The EPA and NJDOH recommend a proactive, in-place management program whenever ACM is present in buildings. Removal is required, however, when it is necessary to prevent significant exposure to airborne asbestos during building demolition, renovation, or maintenance. The ultimate goal of every asbestos abatement project is to eliminate, or reduce, to the greatest extent possible, any actual or potential hazard which airborne asbestos may present to building occupants.

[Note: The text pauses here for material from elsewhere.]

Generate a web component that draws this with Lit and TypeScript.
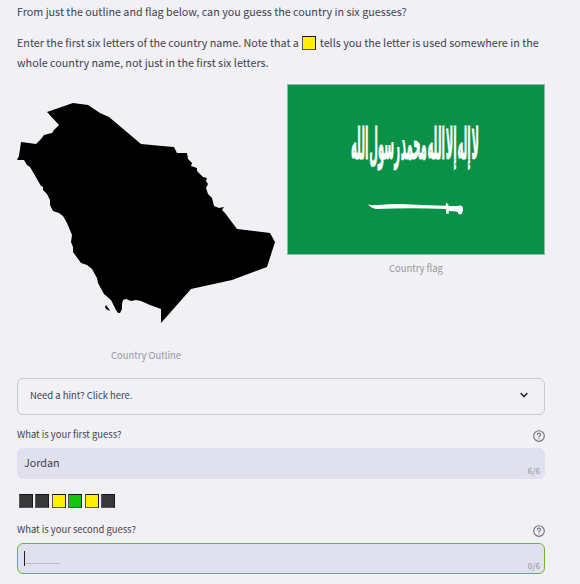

The removal of ACM, when appropriate, can be an effective management practice. However, school officials must be aware that improper removal can cause elevated airborne asbestos levels. For example, if ACM is not properly cleaned up, the remaining debris can cause elevated airborne asbestos levels immediately after and/or years after the abatement activity. These studies document that 70% of abatement sites were found to contain residual debris after clearance monitoring. Some asbestos abatement contractors did not properly contain the abatement site, effectively operate the air filtration equipment, or remove all the ACM. Attention to detail in cleaning practices, which helps to assure that all asbestos debris has been abated, was also incomplete.
Often, the consulting firms conducting clearance air monitoring and inspections often did not fully understand and follow state and federal sampling and analytical requirements. These firms must ensure that all debris is cleaned from the abated area by conducting a thorough, standardized visual inspection. The abated area must be sufficiently dry and have good air circulation during clearance air monitoring. Consultants must follow AHERA sampling and analytical protocols.
AHERA requires school officials to designate a person responsible for ensuring the management of ACM. All school buildings must be inspected for the presence of ACM and an AMP developed for the control of the materials identified. Additionally, all schools must maintain and update their AMP regarding abatements, periodic surveillance, and reinspection information. An alarming 76% of the schools studied had inaccuracies in the AMP relating to material identification or location. Unaware that asbestos material was present, maintenance workers performing routine activities, which caused elevated airborne asbestos levels in the areas where the work was performed. Records of O&M activities involving ACM must be kept up-to-date and identified in the AMP. It is the school administration's responsibility to ensure that staff and outside contractors working in the vicinity of any ACM, reference the AMP prior to performing their activities. Asbestos management programs must be carefully developed and implemented to minimize the building occupant's exposure to asbestos.
As a result of these studies, the following actions are recommended:
- School officials and designated persons should increase their awareness and understanding of asbestos abatement regulations. The school will be better prepared to assess asbestos abatement situations and to obtain the services they are paying for.
- Following abatement activities, school officials should work with consultants to ensure that all ACM was removed, the area was thoroughly cleaned, a standardized visual inspection was performed, and clearance air monitoring in compliance with AHERA was completed.
- School officials should evaluate the effectiveness of their O&M program and periodic surveillance. Areas that have undergone asbestos removal or an O&M activity (involving ACM) should be thoroughly reinspected for the presence of residual asbestos-containing debris. If asbestos-containing debris is found, a thorough cleaning and follow-up air monitoring should be conducted.
- Each school must maintain and update its AMP to keep it current with ongoing O&M activities, periodic surveillance, inspection/reinspection, and response/post-response actions. The school should ensure that workers who may disturb asbestos-containing material are aware of changes in the AMP.